Dataset content:
--------------------------------------------------

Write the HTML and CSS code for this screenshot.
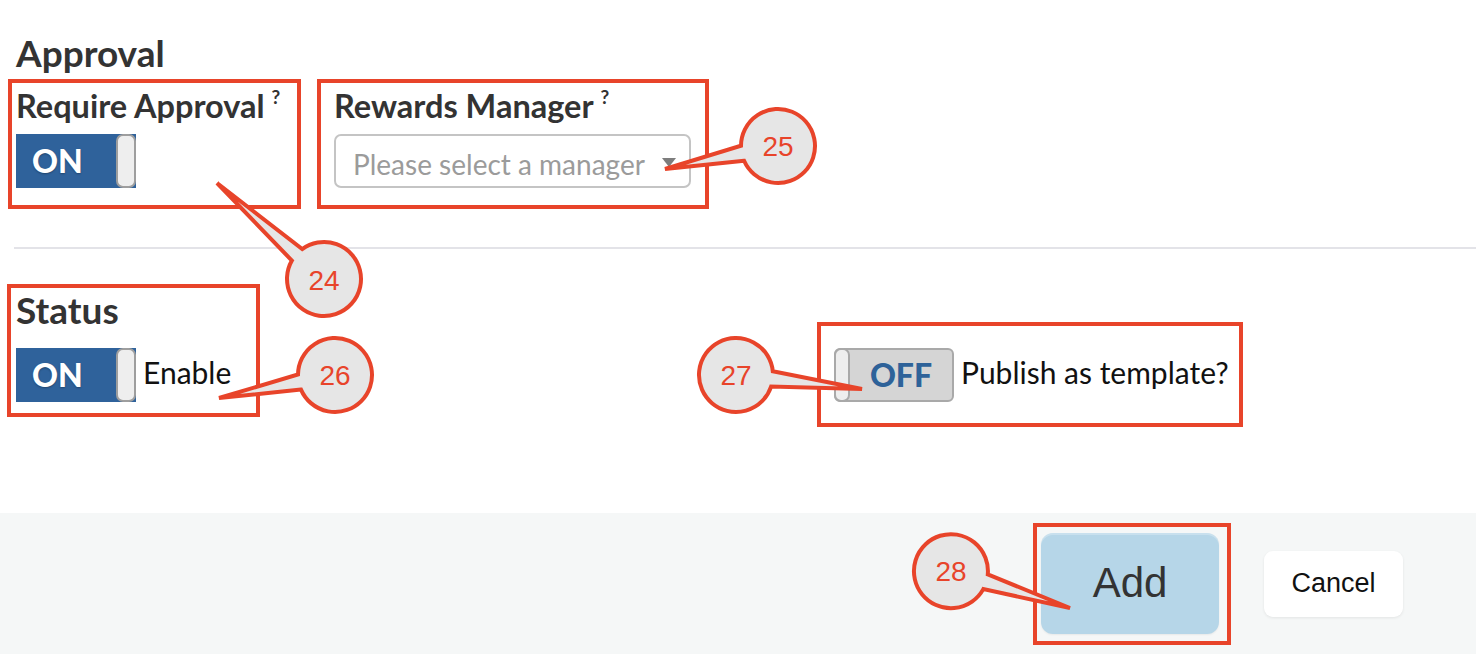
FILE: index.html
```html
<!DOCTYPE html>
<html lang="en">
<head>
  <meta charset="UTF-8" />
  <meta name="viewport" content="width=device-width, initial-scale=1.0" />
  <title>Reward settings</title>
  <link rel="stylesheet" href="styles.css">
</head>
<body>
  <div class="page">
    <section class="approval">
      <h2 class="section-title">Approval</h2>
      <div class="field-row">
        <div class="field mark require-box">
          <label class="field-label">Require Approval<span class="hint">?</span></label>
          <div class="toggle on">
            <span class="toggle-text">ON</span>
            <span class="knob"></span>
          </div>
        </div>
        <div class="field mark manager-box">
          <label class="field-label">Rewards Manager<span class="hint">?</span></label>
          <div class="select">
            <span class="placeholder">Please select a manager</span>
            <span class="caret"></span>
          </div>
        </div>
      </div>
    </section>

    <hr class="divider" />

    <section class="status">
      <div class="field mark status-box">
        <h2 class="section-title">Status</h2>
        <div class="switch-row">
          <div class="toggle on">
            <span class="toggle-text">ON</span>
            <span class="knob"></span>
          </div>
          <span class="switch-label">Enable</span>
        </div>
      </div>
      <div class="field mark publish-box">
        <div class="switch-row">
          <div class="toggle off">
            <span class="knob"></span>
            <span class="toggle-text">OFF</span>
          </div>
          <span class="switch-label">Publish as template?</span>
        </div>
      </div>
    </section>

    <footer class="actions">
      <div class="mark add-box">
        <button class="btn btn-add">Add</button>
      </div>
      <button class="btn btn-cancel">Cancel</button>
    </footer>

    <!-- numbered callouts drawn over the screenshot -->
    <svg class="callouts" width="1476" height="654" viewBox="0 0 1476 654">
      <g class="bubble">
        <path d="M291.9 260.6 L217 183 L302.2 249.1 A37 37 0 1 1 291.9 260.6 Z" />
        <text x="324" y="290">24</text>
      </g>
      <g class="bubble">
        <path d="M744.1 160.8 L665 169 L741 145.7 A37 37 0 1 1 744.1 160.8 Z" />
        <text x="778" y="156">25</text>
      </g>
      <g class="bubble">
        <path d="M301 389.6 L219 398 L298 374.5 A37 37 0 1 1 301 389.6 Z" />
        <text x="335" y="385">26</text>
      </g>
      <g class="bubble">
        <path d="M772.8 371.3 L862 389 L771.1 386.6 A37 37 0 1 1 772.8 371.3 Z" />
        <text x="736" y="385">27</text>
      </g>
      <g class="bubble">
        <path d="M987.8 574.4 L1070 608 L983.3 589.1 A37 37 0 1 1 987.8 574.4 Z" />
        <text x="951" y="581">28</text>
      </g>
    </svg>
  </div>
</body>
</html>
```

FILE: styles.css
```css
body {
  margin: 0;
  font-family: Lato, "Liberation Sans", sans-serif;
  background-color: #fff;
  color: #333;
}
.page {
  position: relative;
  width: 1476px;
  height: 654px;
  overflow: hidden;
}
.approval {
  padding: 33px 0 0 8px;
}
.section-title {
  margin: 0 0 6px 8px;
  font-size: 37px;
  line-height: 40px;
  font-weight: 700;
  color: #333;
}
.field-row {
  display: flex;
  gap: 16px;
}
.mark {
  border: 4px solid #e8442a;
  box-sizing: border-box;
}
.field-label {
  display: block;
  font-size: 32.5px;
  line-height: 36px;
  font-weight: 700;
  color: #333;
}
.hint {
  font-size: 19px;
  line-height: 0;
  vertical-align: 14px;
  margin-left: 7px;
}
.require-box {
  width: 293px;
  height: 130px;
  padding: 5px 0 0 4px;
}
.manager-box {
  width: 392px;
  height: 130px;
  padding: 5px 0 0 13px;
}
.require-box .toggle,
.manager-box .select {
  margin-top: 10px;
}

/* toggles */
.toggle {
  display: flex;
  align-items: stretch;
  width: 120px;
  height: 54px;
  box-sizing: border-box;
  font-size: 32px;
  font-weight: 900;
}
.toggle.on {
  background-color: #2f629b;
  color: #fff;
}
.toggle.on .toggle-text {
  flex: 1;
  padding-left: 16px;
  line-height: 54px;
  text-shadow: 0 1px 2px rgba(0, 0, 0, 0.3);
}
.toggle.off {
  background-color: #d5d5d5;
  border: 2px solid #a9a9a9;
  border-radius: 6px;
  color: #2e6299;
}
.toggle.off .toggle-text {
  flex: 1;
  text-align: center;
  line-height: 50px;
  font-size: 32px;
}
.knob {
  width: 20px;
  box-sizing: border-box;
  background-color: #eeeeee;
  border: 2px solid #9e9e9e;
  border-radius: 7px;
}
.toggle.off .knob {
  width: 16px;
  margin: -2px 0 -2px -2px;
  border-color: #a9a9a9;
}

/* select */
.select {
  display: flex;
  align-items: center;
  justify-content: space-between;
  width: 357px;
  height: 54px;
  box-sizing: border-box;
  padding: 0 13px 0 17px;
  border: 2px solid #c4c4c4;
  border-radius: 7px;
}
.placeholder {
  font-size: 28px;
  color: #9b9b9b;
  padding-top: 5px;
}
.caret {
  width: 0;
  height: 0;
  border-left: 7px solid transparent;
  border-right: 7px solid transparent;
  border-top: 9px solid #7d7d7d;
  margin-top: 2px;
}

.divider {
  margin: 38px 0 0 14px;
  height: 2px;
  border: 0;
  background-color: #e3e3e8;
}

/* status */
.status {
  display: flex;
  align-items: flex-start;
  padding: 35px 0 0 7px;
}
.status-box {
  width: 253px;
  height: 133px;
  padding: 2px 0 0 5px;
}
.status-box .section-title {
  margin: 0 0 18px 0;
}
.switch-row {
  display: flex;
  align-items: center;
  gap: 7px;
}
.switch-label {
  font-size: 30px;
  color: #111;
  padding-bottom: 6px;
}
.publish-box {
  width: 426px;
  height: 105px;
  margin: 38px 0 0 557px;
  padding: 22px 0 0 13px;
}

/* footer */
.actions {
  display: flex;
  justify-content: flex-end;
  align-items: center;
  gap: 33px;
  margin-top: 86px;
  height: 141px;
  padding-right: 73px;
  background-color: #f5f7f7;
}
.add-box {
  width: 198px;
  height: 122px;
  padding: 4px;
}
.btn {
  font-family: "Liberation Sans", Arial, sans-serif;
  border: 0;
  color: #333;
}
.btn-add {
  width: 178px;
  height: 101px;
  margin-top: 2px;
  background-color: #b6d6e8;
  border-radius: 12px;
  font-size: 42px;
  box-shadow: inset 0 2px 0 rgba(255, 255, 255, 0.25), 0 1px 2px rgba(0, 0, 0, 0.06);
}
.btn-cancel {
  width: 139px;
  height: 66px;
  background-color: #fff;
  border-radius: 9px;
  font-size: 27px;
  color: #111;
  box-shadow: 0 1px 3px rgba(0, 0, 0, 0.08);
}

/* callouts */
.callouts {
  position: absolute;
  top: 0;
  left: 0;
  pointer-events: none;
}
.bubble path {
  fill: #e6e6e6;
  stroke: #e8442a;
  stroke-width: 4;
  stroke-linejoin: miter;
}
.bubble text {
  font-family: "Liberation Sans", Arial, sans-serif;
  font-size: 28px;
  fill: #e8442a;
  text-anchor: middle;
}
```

--------------------------------------------------

Your goal: Retype the whole listing exactly and leave the pictures out.

The solution:
Write the HTML and CSS code for this screenshot.
FILE: index.html
```html
<!DOCTYPE html>
<html lang="en">
<head>
  <meta charset="UTF-8" />
  <meta name="viewport" content="width=device-width, initial-scale=1.0" />
  <title>Reward settings</title>
  <link rel="stylesheet" href="styles.css">
</head>
<body>
  <div class="page">
    <section class="approval">
      <h2 class="section-title">Approval</h2>
      <div class="field-row">
        <div class="field mark require-box">
          <label class="field-label">Require Approval<span class="hint">?</span></label>
          <div class="toggle on">
            <span class="toggle-text">ON</span>
            <span class="knob"></span>
          </div>
        </div>
        <div class="field mark manager-box">
          <label class="field-label">Rewards Manager<span class="hint">?</span></label>
          <div class="select">
            <span class="placeholder">Please select a manager</span>
            <span class="caret"></span>
          </div>
        </div>
      </div>
    </section>

    <hr class="divider" />

    <section class="status">
      <div class="field mark status-box">
        <h2 class="section-title">Status</h2>
        <div class="switch-row">
          <div class="toggle on">
            <span class="toggle-text">ON</span>
            <span class="knob"></span>
          </div>
          <span class="switch-label">Enable</span>
        </div>
      </div>
      <div class="field mark publish-box">
        <div class="switch-row">
          <div class="toggle off">
            <span class="knob"></span>
            <span class="toggle-text">OFF</span>
          </div>
          <span class="switch-label">Publish as template?</span>
        </div>
      </div>
    </section>

    <footer class="actions">
      <div class="mark add-box">
        <button class="btn btn-add">Add</button>
      </div>
      <button class="btn btn-cancel">Cancel</button>
    </footer>

    <!-- numbered callouts drawn over the screenshot -->
    <svg class="callouts" width="1476" height="654" viewBox="0 0 1476 654">
      <g class="bubble">
        <path d="M291.9 260.6 L217 183 L302.2 249.1 A37 37 0 1 1 291.9 260.6 Z" />
        <text x="324" y="290">24</text>
      </g>
      <g class="bubble">
        <path d="M744.1 160.8 L665 169 L741 145.7 A37 37 0 1 1 744.1 160.8 Z" />
        <text x="778" y="156">25</text>
      </g>
      <g class="bubble">
        <path d="M301 389.6 L219 398 L298 374.5 A37 37 0 1 1 301 389.6 Z" />
        <text x="335" y="385">26</text>
      </g>
      <g class="bubble">
        <path d="M772.8 371.3 L862 389 L771.1 386.6 A37 37 0 1 1 772.8 371.3 Z" />
        <text x="736" y="385">27</text>
      </g>
      <g class="bubble">
        <path d="M987.8 574.4 L1070 608 L983.3 589.1 A37 37 0 1 1 987.8 574.4 Z" />
        <text x="951" y="581">28</text>
      </g>
    </svg>
  </div>
</body>
</html>
```

FILE: styles.css
```css
body {
  margin: 0;
  font-family: Lato, "Liberation Sans", sans-serif;
  background-color: #fff;
  color: #333;
}
.page {
  position: relative;
  width: 1476px;
  height: 654px;
  overflow: hidden;
}
.approval {
  padding: 33px 0 0 8px;
}
.section-title {
  margin: 0 0 6px 8px;
  font-size: 37px;
  line-height: 40px;
  font-weight: 700;
  color: #333;
}
.field-row {
  display: flex;
  gap: 16px;
}
.mark {
  border: 4px solid #e8442a;
  box-sizing: border-box;
}
.field-label {
  display: block;
  font-size: 32.5px;
  line-height: 36px;
  font-weight: 700;
  color: #333;
}
.hint {
  font-size: 19px;
  line-height: 0;
  vertical-align: 14px;
  margin-left: 7px;
}
.require-box {
  width: 293px;
  height: 130px;
  padding: 5px 0 0 4px;
}
.manager-box {
  width: 392px;
  height: 130px;
  padding: 5px 0 0 13px;
}
.require-box .toggle,
.manager-box .select {
  margin-top: 10px;
}

/* toggles */
.toggle {
  display: flex;
  align-items: stretch;
  width: 120px;
  height: 54px;
  box-sizing: border-box;
  font-size: 32px;
  font-weight: 900;
}
.toggle.on {
  background-color: #2f629b;
  color: #fff;
}
.toggle.on .toggle-text {
  flex: 1;
  padding-left: 16px;
  line-height: 54px;
  text-shadow: 0 1px 2px rgba(0, 0, 0, 0.3);
}
.toggle.off {
  background-color: #d5d5d5;
  border: 2px solid #a9a9a9;
  border-radius: 6px;
  color: #2e6299;
}
.toggle.off .toggle-text {
  flex: 1;
  text-align: center;
  line-height: 50px;
  font-size: 32px;
}
.knob {
  width: 20px;
  box-sizing: border-box;
  background-color: #eeeeee;
  border: 2px solid #9e9e9e;
  border-radius: 7px;
}
.toggle.off .knob {
  width: 16px;
  margin: -2px 0 -2px -2px;
  border-color: #a9a9a9;
}

/* select */
.select {
  display: flex;
  align-items: center;
  justify-content: space-between;
  width: 357px;
  height: 54px;
  box-sizing: border-box;
  padding: 0 13px 0 17px;
  border: 2px solid #c4c4c4;
  border-radius: 7px;
}
.placeholder {
  font-size: 28px;
  color: #9b9b9b;
  padding-top: 5px;
}
.caret {
  width: 0;
  height: 0;
  border-left: 7px solid transparent;
  border-right: 7px solid transparent;
  border-top: 9px solid #7d7d7d;
  margin-top: 2px;
}

.divider {
  margin: 38px 0 0 14px;
  height: 2px;
  border: 0;
  background-color: #e3e3e8;
}

/* status */
.status {
  display: flex;
  align-items: flex-start;
  padding: 35px 0 0 7px;
}
.status-box {
  width: 253px;
  height: 133px;
  padding: 2px 0 0 5px;
}
.status-box .section-title {
  margin: 0 0 18px 0;
}
.switch-row {
  display: flex;
  align-items: center;
  gap: 7px;
}
.switch-label {
  font-size: 30px;
  color: #111;
  padding-bottom: 6px;
}
.publish-box {
  width: 426px;
  height: 105px;
  margin: 38px 0 0 557px;
  padding: 22px 0 0 13px;
}

/* footer */
.actions {
  display: flex;
  justify-content: flex-end;
  align-items: center;
  gap: 33px;
  margin-top: 86px;
  height: 141px;
  padding-right: 73px;
  background-color: #f5f7f7;
}
.add-box {
  width: 198px;
  height: 122px;
  padding: 4px;
}
.btn {
  font-family: "Liberation Sans", Arial, sans-serif;
  border: 0;
  color: #333;
}
.btn-add {
  width: 178px;
  height: 101px;
  margin-top: 2px;
  background-color: #b6d6e8;
  border-radius: 12px;
  font-size: 42px;
  box-shadow: inset 0 2px 0 rgba(255, 255, 255, 0.25), 0 1px 2px rgba(0, 0, 0, 0.06);
}
.btn-cancel {
  width: 139px;
  height: 66px;
  background-color: #fff;
  border-radius: 9px;
  font-size: 27px;
  color: #111;
  box-shadow: 0 1px 3px rgba(0, 0, 0, 0.08);
}

/* callouts */
.callouts {
  position: absolute;
  top: 0;
  left: 0;
  pointer-events: none;
}
.bubble path {
  fill: #e6e6e6;
  stroke: #e8442a;
  stroke-width: 4;
  stroke-linejoin: miter;
}
.bubble text {
  font-family: "Liberation Sans", Arial, sans-serif;
  font-size: 28px;
  fill: #e8442a;
  text-anchor: middle;
}
```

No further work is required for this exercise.